WHAT YOU SHOULD DO: Write out every line below that includes the word "page".
○ ○ ○ ○ ○ ○ ○
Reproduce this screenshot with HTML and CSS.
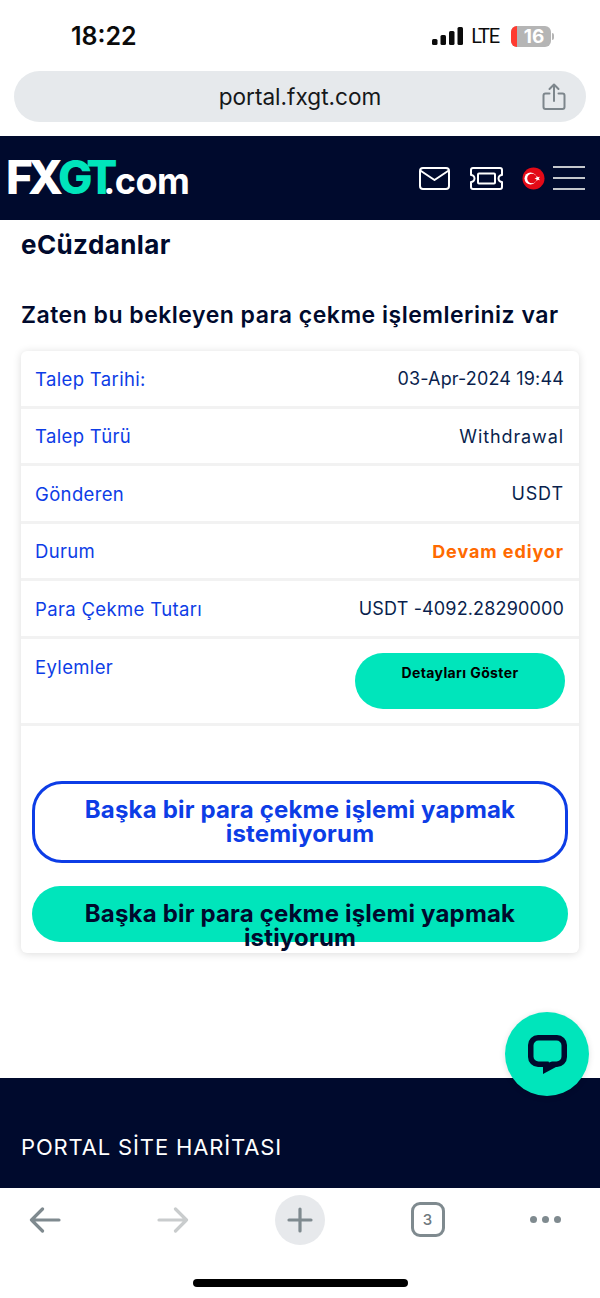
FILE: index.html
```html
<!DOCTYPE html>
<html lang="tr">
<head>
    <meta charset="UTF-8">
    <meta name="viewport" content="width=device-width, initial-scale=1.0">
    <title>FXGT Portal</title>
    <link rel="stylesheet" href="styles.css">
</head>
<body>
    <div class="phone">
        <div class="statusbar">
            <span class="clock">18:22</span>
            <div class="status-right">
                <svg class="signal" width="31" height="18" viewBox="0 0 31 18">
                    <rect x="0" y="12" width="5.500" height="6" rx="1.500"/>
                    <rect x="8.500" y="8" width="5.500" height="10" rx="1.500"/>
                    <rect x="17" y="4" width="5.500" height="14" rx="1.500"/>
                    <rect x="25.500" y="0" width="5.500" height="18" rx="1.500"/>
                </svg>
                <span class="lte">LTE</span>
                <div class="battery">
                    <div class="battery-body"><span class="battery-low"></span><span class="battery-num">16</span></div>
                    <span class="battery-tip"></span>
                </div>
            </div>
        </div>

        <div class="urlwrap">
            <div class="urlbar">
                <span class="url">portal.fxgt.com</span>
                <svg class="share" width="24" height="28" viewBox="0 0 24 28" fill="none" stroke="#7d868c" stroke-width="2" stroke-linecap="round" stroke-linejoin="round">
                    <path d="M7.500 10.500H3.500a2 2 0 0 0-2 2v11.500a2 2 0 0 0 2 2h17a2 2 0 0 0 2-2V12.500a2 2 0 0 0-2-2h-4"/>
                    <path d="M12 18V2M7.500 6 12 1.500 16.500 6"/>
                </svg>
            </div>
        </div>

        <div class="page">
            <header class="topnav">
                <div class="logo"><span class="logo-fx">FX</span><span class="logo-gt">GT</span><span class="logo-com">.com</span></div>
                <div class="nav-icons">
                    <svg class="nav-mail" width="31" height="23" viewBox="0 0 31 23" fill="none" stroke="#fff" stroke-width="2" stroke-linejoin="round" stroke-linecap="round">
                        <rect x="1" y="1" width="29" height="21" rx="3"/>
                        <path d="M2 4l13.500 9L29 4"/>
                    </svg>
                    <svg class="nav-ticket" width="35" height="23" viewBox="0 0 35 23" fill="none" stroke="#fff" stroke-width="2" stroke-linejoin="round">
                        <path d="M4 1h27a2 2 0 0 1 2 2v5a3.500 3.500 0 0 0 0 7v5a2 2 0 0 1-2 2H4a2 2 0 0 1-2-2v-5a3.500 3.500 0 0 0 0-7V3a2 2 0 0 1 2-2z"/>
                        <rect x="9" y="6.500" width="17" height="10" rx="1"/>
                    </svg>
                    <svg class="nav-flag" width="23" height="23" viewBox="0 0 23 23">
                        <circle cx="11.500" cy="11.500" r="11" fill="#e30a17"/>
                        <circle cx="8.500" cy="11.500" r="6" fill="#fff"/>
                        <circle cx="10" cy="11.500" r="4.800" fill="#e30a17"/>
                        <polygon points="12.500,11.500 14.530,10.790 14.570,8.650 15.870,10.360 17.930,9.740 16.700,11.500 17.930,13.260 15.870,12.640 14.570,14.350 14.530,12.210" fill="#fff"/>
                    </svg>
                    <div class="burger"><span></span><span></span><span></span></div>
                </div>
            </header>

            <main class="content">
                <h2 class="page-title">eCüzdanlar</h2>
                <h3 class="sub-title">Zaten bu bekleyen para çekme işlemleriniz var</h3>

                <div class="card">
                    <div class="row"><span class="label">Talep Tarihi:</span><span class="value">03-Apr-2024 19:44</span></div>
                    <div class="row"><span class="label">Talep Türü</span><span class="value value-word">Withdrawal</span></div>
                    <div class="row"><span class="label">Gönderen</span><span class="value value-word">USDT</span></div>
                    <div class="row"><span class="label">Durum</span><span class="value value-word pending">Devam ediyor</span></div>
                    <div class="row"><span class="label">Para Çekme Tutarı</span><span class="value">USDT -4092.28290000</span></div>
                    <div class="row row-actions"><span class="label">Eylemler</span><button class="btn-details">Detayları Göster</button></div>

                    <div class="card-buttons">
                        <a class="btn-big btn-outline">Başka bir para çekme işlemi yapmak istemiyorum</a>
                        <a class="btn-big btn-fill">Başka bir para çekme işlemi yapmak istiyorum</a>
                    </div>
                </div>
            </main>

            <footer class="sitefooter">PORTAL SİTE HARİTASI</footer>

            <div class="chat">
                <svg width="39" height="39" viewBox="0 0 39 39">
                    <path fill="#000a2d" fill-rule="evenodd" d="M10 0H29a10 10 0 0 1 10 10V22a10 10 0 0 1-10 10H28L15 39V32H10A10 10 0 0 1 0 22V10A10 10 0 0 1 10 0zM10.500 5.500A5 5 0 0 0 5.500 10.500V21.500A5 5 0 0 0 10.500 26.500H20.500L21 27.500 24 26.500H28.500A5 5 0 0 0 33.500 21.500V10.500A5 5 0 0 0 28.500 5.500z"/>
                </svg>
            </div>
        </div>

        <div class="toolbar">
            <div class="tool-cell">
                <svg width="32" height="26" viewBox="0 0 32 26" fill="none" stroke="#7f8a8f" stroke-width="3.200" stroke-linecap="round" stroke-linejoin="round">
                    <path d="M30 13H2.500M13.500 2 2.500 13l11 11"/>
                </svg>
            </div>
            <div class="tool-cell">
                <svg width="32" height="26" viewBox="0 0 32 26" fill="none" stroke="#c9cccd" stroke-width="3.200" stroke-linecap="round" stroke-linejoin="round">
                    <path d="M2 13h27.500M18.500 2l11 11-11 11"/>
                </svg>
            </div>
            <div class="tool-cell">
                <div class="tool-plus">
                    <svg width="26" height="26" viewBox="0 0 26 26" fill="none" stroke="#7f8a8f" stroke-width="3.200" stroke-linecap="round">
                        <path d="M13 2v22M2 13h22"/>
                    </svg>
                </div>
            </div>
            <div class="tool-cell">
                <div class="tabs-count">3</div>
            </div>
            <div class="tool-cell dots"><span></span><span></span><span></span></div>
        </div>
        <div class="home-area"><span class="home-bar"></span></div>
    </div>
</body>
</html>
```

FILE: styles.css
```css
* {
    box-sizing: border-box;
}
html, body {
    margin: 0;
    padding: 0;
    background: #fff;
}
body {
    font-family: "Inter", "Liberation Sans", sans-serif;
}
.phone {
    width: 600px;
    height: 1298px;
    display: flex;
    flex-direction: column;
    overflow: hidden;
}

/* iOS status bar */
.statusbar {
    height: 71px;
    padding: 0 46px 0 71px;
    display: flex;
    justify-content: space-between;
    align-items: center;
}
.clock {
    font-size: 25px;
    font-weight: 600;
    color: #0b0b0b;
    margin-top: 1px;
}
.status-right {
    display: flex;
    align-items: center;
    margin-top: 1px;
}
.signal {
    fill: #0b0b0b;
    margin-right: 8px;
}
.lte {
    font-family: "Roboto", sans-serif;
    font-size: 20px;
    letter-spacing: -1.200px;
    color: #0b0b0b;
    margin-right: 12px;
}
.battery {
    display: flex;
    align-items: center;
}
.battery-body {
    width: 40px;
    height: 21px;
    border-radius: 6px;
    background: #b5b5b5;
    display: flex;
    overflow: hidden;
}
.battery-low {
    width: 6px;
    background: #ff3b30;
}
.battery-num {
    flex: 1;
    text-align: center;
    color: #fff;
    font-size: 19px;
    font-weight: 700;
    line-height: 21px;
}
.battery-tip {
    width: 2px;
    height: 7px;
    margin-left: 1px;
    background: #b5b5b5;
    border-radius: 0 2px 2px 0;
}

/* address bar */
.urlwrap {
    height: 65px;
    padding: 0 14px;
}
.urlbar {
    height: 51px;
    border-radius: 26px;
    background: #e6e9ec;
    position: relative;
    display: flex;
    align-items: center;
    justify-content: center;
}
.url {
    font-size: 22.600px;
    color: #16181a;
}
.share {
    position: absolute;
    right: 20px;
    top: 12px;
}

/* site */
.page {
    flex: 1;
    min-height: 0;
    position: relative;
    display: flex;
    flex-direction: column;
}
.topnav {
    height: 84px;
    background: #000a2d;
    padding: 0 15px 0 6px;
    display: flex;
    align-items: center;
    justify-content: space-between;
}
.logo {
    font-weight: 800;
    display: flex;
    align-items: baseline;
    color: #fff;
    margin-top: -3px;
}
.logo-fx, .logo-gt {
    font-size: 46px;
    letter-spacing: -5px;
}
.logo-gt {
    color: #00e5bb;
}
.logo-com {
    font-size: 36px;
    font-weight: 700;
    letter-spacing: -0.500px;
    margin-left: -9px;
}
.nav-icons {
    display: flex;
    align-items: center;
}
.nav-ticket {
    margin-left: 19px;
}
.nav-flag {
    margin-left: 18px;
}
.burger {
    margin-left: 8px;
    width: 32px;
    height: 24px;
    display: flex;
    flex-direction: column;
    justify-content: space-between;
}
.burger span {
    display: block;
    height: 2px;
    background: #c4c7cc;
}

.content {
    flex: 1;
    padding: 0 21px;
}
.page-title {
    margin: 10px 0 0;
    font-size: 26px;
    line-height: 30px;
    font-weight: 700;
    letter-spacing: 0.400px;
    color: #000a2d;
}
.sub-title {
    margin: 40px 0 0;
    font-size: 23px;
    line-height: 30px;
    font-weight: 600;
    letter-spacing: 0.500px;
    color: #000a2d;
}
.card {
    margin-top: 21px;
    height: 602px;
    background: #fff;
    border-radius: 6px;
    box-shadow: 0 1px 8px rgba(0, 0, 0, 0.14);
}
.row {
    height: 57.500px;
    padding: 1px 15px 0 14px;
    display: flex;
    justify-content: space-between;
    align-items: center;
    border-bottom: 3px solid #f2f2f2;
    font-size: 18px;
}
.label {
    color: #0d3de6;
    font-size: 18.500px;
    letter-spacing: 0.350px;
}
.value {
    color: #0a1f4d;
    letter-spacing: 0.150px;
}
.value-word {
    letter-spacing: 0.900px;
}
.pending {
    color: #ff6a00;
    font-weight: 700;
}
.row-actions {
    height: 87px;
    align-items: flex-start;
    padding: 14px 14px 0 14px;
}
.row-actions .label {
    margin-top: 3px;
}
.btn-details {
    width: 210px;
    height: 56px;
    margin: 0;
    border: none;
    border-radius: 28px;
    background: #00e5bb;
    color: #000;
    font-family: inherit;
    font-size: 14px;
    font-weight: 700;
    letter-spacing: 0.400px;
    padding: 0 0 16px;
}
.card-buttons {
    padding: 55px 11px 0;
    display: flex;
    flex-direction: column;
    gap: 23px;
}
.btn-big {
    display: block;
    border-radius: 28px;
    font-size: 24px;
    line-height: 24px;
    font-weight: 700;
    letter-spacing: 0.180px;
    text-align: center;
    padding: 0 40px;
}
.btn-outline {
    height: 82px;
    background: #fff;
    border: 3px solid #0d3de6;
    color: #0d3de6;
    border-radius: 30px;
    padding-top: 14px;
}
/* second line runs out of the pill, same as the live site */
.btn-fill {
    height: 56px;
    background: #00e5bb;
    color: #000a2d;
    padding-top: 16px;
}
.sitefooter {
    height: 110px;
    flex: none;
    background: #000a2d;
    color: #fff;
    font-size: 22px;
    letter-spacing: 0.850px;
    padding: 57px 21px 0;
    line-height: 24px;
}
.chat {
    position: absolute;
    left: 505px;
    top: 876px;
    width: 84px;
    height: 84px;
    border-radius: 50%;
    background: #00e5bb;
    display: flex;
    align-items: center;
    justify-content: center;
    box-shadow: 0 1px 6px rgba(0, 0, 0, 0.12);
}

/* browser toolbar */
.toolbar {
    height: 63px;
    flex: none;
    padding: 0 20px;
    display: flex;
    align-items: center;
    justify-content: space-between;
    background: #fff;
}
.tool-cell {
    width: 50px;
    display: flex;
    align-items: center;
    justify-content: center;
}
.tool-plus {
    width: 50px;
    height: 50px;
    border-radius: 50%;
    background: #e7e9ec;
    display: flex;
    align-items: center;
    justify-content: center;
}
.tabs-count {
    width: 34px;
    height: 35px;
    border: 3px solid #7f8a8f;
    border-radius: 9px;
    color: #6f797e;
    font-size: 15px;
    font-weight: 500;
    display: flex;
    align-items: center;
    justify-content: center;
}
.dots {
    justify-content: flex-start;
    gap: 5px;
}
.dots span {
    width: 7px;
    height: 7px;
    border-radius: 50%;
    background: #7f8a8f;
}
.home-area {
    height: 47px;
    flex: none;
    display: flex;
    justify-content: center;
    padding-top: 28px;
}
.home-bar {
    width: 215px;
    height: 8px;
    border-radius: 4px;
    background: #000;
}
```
○ ○ ○ ○ ○ ○ ○
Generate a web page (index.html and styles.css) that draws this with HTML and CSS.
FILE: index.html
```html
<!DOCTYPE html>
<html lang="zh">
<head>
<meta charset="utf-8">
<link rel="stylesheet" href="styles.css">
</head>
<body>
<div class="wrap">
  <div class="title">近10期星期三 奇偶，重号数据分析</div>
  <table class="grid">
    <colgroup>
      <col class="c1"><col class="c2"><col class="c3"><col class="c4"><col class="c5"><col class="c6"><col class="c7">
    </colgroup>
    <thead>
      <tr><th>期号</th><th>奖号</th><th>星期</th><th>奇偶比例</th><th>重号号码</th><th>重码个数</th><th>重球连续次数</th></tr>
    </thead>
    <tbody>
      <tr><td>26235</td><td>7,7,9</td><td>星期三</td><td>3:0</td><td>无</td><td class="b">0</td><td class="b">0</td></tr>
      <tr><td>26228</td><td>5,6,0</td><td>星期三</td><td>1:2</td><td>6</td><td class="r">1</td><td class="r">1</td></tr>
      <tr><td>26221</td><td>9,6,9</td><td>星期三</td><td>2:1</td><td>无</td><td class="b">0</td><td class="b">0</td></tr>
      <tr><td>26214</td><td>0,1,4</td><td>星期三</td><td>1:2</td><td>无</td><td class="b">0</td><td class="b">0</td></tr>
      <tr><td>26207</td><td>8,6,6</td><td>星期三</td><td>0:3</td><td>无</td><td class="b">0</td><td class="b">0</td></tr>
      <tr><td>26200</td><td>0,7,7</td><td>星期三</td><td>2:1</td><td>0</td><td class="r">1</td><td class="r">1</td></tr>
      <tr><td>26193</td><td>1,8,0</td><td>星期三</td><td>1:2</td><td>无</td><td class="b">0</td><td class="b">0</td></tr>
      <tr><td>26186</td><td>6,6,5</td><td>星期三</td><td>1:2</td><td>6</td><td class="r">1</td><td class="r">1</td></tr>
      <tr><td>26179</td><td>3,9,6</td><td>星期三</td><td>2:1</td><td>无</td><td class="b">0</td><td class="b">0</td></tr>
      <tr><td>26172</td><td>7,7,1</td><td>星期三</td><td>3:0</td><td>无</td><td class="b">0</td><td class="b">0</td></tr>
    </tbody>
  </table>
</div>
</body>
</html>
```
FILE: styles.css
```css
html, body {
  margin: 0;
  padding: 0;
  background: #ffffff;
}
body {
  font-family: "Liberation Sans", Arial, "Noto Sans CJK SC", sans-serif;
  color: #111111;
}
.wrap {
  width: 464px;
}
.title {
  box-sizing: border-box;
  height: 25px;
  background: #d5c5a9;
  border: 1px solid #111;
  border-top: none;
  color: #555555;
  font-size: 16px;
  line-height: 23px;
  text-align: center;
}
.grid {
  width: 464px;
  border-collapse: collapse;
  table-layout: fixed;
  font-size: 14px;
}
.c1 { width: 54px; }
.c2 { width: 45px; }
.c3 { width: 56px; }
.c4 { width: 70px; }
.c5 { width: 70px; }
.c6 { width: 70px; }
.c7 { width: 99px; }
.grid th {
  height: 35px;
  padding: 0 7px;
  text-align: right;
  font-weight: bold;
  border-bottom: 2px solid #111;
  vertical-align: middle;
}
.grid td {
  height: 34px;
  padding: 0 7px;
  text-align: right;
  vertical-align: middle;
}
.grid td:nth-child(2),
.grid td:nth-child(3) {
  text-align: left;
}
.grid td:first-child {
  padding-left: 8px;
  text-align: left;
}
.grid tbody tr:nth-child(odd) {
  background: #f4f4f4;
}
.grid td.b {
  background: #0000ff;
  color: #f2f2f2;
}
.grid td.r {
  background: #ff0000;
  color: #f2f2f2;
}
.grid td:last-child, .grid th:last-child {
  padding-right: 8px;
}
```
○ ○ ○ ○ ○ ○ ○
ANSWER TO THE PROBLEM:
        <div class="page">
                <h2 class="page-title">eCüzdanlar</h2>
.page {
.page-title {
Generate a web page (index.html and styles.css) that draws this with HTML and CSS.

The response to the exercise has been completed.